On December 21, Walgreens should receive its initial doses of the Pfizer COVID-19 vaccine. The company plans to use those doses to inoculate nursing home workers and residents at over 30,000 long-term care facilities across the country. The Illinois-based drug store giant also plans to hire around 25,000 people across the country to administer the vaccine. That number includes up to 9,000 health care workers and pharmacists.
Upon approval, Walgreens will administer the vaccine through a partnership with PharMerica to long-term care facilities.
Walmart and CVS Poised to Administer the Covid-19 Vaccine
Walmart and CVS Health are also poised to administer the vaccine in assisted living facilities and nursing homes. CVS Health is training 10,000 health care workers to administer the injections.
Likewise, Walmart is prepping over 5,000 of its in-store pharmacies to receive the Covid-19 vaccine; this involves preparing the required dry ice and freezer space to meet the vaccine’s storage requirements.
Recently, the Food and Drug Administration recommended the COVID-19 vaccine manufactured by Pfizer, opening up the vaccine for emergency use approval. The Moderna COVID-19 vaccine could also be approved soon.
Nursing Homes Nationwide Hard Hit
Nationwide, nursing homes have been hardest hit by the pandemic, becoming a hot spot in Illinois and many other states. In fact, more than half of the reported deaths are for people over the age of 85, and nearly 45% of those deaths occurred in nursing homes. Moreover, most of those had comorbidities.
Fortunately, for younger, healthier people, the chances of dying from the virus are low. Based on the CDC’s Infection Fatality Rate scenarios released in September, Scenario 5 Current Best Estimate for the Infection Fatality Rate, the age-specific survival rates are as follows:
0-19 years old, 99.997%
20-49 years old, 99.98%
50-69 years, 99.5%
70 years old or older, 94.6%
Adjusting for the higher death rate among people age 70 and older, the overall average death rate is an estimated 1.5%. While that’s higher than the seasonal flu’s death rate of around 0.1%, it’s also much lower than the initial death rate estimates that triggered the ongoing lockdowns.

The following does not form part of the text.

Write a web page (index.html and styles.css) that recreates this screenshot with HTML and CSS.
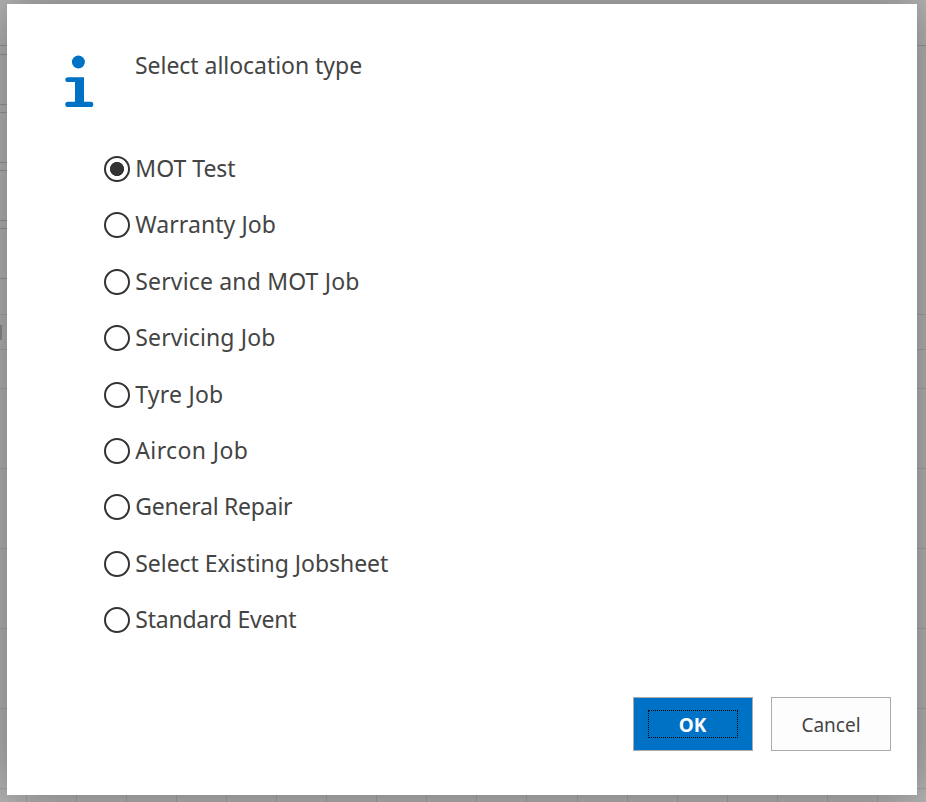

While Employers Can Legally Require the COVID-19 Vaccine, There are Exceptions
While many people are looking forward to getting the vaccine, a large percentage of the population does not want it. There are suspicions about the safety of a quickly developed vaccine, coupled with the immunity from liability pharmaceutical companies enjoy, due to the 1986 National Childhood Vaccine Injury Act.
The federal government has not issued specific guidelines for employers yet, but the Equal Employment Opportunity Commission did say in March that employers could require employees to take COVID-19 tests.
That precedent is liable to be applied to mandatory vaccination. said Barry Hartstein, a Chicago labor and employment attorney. Previous pandemics, such as smallpox and swine flu pandemics, allowed employers the leeway to require vaccination.
Michael LeRoy, a professor in the School of Labor and Employment Relations at the University of Illinois at Urbana-Champaign, says that it is possible teachers, first responders, health care workers, and meatpacking workers could be compelled to take a vaccination.
However, LeRoy also said that for workers who could show a sincerely held religious belief or a disability that prevents vaccination, employers would be required by federal law to provide reasonable accommodation. Such accommodations could include working from home or constant mask-wearing.
Recent Side Effects of COVID-19 Vaccines in Australia and the US
Australia recently abandoned their $750 million push for a locally-developed COVID-19 vaccine after the inoculation caused a false positive test for HIV in some people in the trial study. While the developers at the University of Queensland say the experimental vaccine appears to be safe and effective, the false-positive HIV results could undermine public trust.
In the US, four people given the Pfizer vaccine developed Bell’s palsy, a condition causing temporary facial paralysis. While news reports say that at least one person recovered, the condition of the other three trial participants was not stated.
Damage to the seventh cranial nerve causes Bell’s palsy. “It can be from trauma, but more commonly it’s due to a viral infection of the nerve itself,” said Jason D. Hinman, MD, Ph.D., assistant professor of neurology at the David Geffen School of Medicine at UCLA. However, Dr. Hinman said that SARS-COV-2, the COVID-19 virus, isn’t known as of yet to cause Bell’s palsy.